CLEARFIELD — Fluoride opponents assembled Thursday in their battle to remove the compound from drinking water.
Christine Harker, who organized the meeting at the North Branch of the Davis County Library, told the 30 people in attendance they need to share information with their neighbors if they want to get fluoride out of their water supply. That is one thing she has learned since the 2000 election, when Davis County residents voted to fluoridate water, 52 percent to 48 percent.
“I didn’t know anything about it because I thought nobody would vote for it,” she said.
The County Commission has placed the question of keeping fluoride in the water on the November ballot. Fluoride opponents are hoping to overturn the results of the earlier vote.
Those who attended watched a movie about the effects of fluoride and heard from Marc Flack, a dentist from Salt Lake City who called fluoridation a dental dogma. He said other communities in the state are watching to see what happens.
“If we don’t vote this out of the water Nov. 2, we will all be sucking fluoride throughout the whole state,” he said.
Lorna Rosenstein, of Water Watch of Utah, also spoke. She said the issue needs study.
“I just encourage people to look at this carefully. It is a far more complicated issue than just their teeth,” she said.
Cost is another issue, according to Rosenstein. She cited the Davis County Health Department’s 2000 estimate that it would cost $1.38 per person per year to fluoridate the water. All cost reports since then have put the number above $4 per person per year.
David Hansen, chairman for Citizens for Safe Drinking Water, worked to gather enough signatures to get the measure back on the ballot. He was pleased with Thursday’s turnout. During the meeting, he sat next to David Irvine, the attorney for the Davis branch of Utahns for Better Dental Health, who has worked to stop the revote.
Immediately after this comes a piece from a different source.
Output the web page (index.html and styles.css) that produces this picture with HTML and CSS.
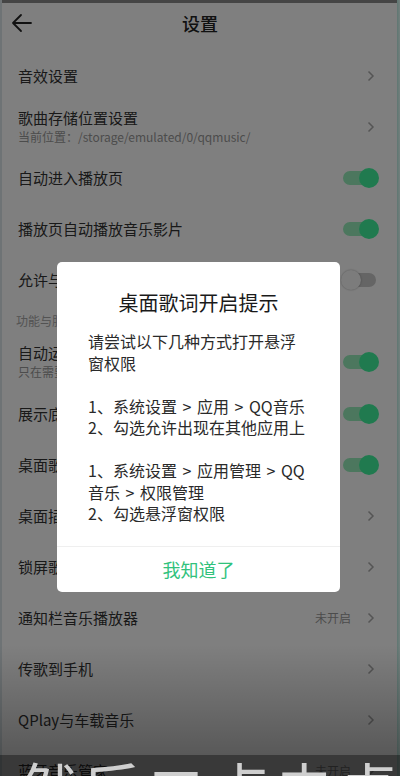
FILE: index.html
```html
<!DOCTYPE html>
<html lang="zh-CN">
<head>
<meta charset="utf-8">
<title>设置</title>
<link rel="stylesheet" href="styles.css">
</head>
<body>
<div class="screen">
  <div class="status-strip"></div>
  <header class="topbar">
    <svg class="back" width="22" height="20" viewBox="0 0 22 20"><path d="M20 10H2M10 2L2 10l8 8" fill="none" stroke="#222" stroke-width="1.8" stroke-linecap="round" stroke-linejoin="round"/></svg>
    <h1 class="title">设置</h1>
  </header>

  <div class="list">
    <div class="row"><span class="label">音效设置</span><svg class="chev" width="8" height="12" viewBox="0 0 8 12"><path d="M1.5 1.5L6 6l-4.5 4.5" fill="none" stroke="#aaa" stroke-width="1.5"/></svg></div>
    <div class="row"><div class="texts"><span class="label">歌曲存储位置设置</span><span class="sub">当前位置：/storage/emulated/0/qqmusic/</span></div><svg class="chev" width="8" height="12" viewBox="0 0 8 12"><path d="M1.5 1.5L6 6l-4.5 4.5" fill="none" stroke="#aaa" stroke-width="1.5"/></svg></div>
    <div class="row"><span class="label">自动进入播放页</span><span class="toggle on"><span class="track"></span><span class="thumb"></span></span></div>
    <div class="row"><span class="label">播放页自动播放音乐影片</span><span class="toggle on"><span class="track"></span><span class="thumb"></span></span></div>
    <div class="row"><span class="label">允许与其他应用同时播放</span><span class="toggle"><span class="track"></span><span class="thumb"></span></span></div>
    <div class="section">功能与服务</div>
    <div class="row tall"><div class="texts"><span class="label">自动运行QQ音乐</span><span class="sub">只在需要时自动运行</span></div><span class="toggle on"><span class="track"></span><span class="thumb"></span></span></div>
    <div class="row"><span class="label">展示底部播放条</span><span class="toggle on"><span class="track"></span><span class="thumb"></span></span></div>
    <div class="row"><span class="label">桌面歌词</span><span class="toggle on"><span class="track"></span><span class="thumb"></span></span></div>
    <div class="row"><span class="label">桌面插件</span><svg class="chev" width="8" height="12" viewBox="0 0 8 12"><path d="M1.5 1.5L6 6l-4.5 4.5" fill="none" stroke="#aaa" stroke-width="1.5"/></svg></div>
    <div class="row"><span class="label">锁屏歌词</span><svg class="chev" width="8" height="12" viewBox="0 0 8 12"><path d="M1.5 1.5L6 6l-4.5 4.5" fill="none" stroke="#aaa" stroke-width="1.5"/></svg></div>
    <div class="row"><span class="label">通知栏音乐播放器</span><span class="value">未开启</span><svg class="chev" width="8" height="12" viewBox="0 0 8 12"><path d="M1.5 1.5L6 6l-4.5 4.5" fill="none" stroke="#aaa" stroke-width="1.5"/></svg></div>
    <div class="row"><span class="label">传歌到手机</span><svg class="chev" width="8" height="12" viewBox="0 0 8 12"><path d="M1.5 1.5L6 6l-4.5 4.5" fill="none" stroke="#aaa" stroke-width="1.5"/></svg></div>
    <div class="row"><span class="label">QPlay与车载音乐</span><svg class="chev" width="8" height="12" viewBox="0 0 8 12"><path d="M1.5 1.5L6 6l-4.5 4.5" fill="none" stroke="#aaa" stroke-width="1.5"/></svg></div>
    <div class="row"><span class="label">蓝牙音乐管家</span><span class="value">未开启</span><svg class="chev" width="8" height="12" viewBox="0 0 8 12"><path d="M1.5 1.5L6 6l-4.5 4.5" fill="none" stroke="#aaa" stroke-width="1.5"/></svg></div>
  </div>

  <div class="edge-left"></div>
  <div class="edge-right"></div>
  <div class="scrim"></div>

  <div class="dialog">
    <div class="dialog-body">
      <h2 class="dialog-title">桌面歌词开启提示</h2>
      <p class="dialog-text">请尝试以下几种方式打开悬浮窗权限</p>
      <p class="dialog-text">1、系统设置 &gt; 应用 &gt; QQ音乐<br>2、勾选允许出现在其他应用上</p>
      <p class="dialog-text">1、系统设置 &gt; 应用管理 &gt; QQ音乐 &gt; 权限管理<br>2、勾选悬浮窗权限</p>
    </div>
    <div class="dialog-btn">我知道了</div>
  </div>

  <div class="fade"></div>
  <div class="caption">然后二点击桌面歌词</div>
</div>
</body>
</html>
```

FILE: styles.css
```css
* { box-sizing: border-box; margin: 0; padding: 0; }
html, body { width: 400px; height: 776px; overflow: hidden; }
body {
  background: #fff;
  font-family: "Noto Sans CJK SC", "Noto Sans", sans-serif;
  color: #333;
}
.screen { position: relative; width: 400px; height: 776px; overflow: hidden; background: #fff; }

.status-strip { height: 3px; background: #8a8a8a; }
.topbar {
  height: 47px;
  display: flex;
  align-items: center;
  justify-content: center;
  position: relative;
}
.back { position: absolute; left: 11px; top: 10px; }
.title { font-size: 18px; font-weight: 500; color: #222; line-height: 1; margin-top: -8px; }

.list { display: flex; flex-direction: column; }
.row {
  height: 51px;
  display: flex;
  align-items: center;
  padding: 0 25px 0 18px;
  font-size: 15px;
  color: #333;
}
.row.tall { height: 52px; }
.texts { display: flex; flex-direction: column; flex: 1; }
.texts .label { line-height: 20px; }
.label { flex: 1; line-height: 20px; }
.sub { font-size: 12px; color: #999; line-height: 18px; margin-top: 0px; }
.value { font-size: 12px; color: #999; margin-right: 16px; }
.chev { flex: none; }
.section {
  height: 31px;
  padding: 8px 0 0 16px;
  font-size: 12px;
  color: #a6a6a6;
  line-height: 16px;
}

.toggle { position: relative; flex: none; width: 38px; height: 20px; margin-right: -4px; }
.toggle .track {
  position: absolute; left: 2px; right: 3px; top: 3px; bottom: 3px;
  border-radius: 7px; background: #cacaca;
}
.toggle .thumb {
  position: absolute; top: 0; left: 0; width: 20px; height: 20px; border-radius: 50%;
  background: #f8f8f8; box-shadow: 0 0 2px rgba(0,0,0,0.35);
}
.toggle.on .track { background: #98eebc; }
.toggle.on .thumb { left: 18px; background: #40f59e; box-shadow: none; }

.edge-left { position: absolute; left: 0; top: 0; bottom: 0; width: 2px; background: #dde6ea; }
.edge-right { position: absolute; right: 0; top: 0; bottom: 0; width: 3px; background: linear-gradient(90deg, #bfeee4, #e6fffb); }

.scrim { position: absolute; inset: 0; background: rgba(0,0,0,0.5); }

.dialog {
  position: absolute; left: 57px; top: 262px; width: 283px;
  background: #fff; border-radius: 5px; overflow: hidden;
}
.dialog-body { padding: 27px 31px 21px; }
.dialog-title {
  font-size: 20px; font-weight: 400; color: #1a1a1a; text-align: center;
  line-height: 28px; margin-bottom: 14px;
}
.dialog-text { font-size: 16px; line-height: 21.5px; color: #2a2a2a; word-spacing: 2px; }
.dialog-text + .dialog-text { margin-top: 21.5px; }
.dialog-btn {
  height: 46px; border-top: 1px solid #efefef;
  display: flex; align-items: center; justify-content: center;
  font-size: 18px; color: #31c27c;
}

.fade {
  position: absolute; left: 0; right: 0; bottom: 21px; height: 110px;
  background: linear-gradient(rgba(0,0,0,0), rgba(0,0,0,0.3));
}
.caption {
  position: absolute; left: 0; right: 0; bottom: 0; height: 21px;
  background: rgba(0,0,0,0.55);
  overflow: hidden;
  font-size: 60px; line-height: 60px; letter-spacing: 4px;
  color: #cfcfcf; padding: 3px 0 0 18px; white-space: nowrap;
}
```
In Wednesday’s Standard-Examiner Irvine accepted a challenge from Hansen to debate the issue of fluoride.
“I guess if they’re going to debate, they need to know where we stand. I hope we change their minds,” he said.
James Mason, co-chairman of the pro-fluoride group, who was also at the meeting, said that didn’t happen. He said he attended the meeting to find out “where they are coming from.”
“The evidence is overwhelming that fluoride is safe, effective and affordable,” he said.
Chris Martinez, the Democratic candidate for Davis County Commission, attended the meeting. He said he attended to better inform himself on the issue.
“I’d have to read a lot more about it,” he said as he left with a handful of brochures.
Hansen said about 40 people attended Tuesday’s meeting at the Bountiful library, and he expects more to attend another meeting on Sept. 28 in the Layton branch of the library.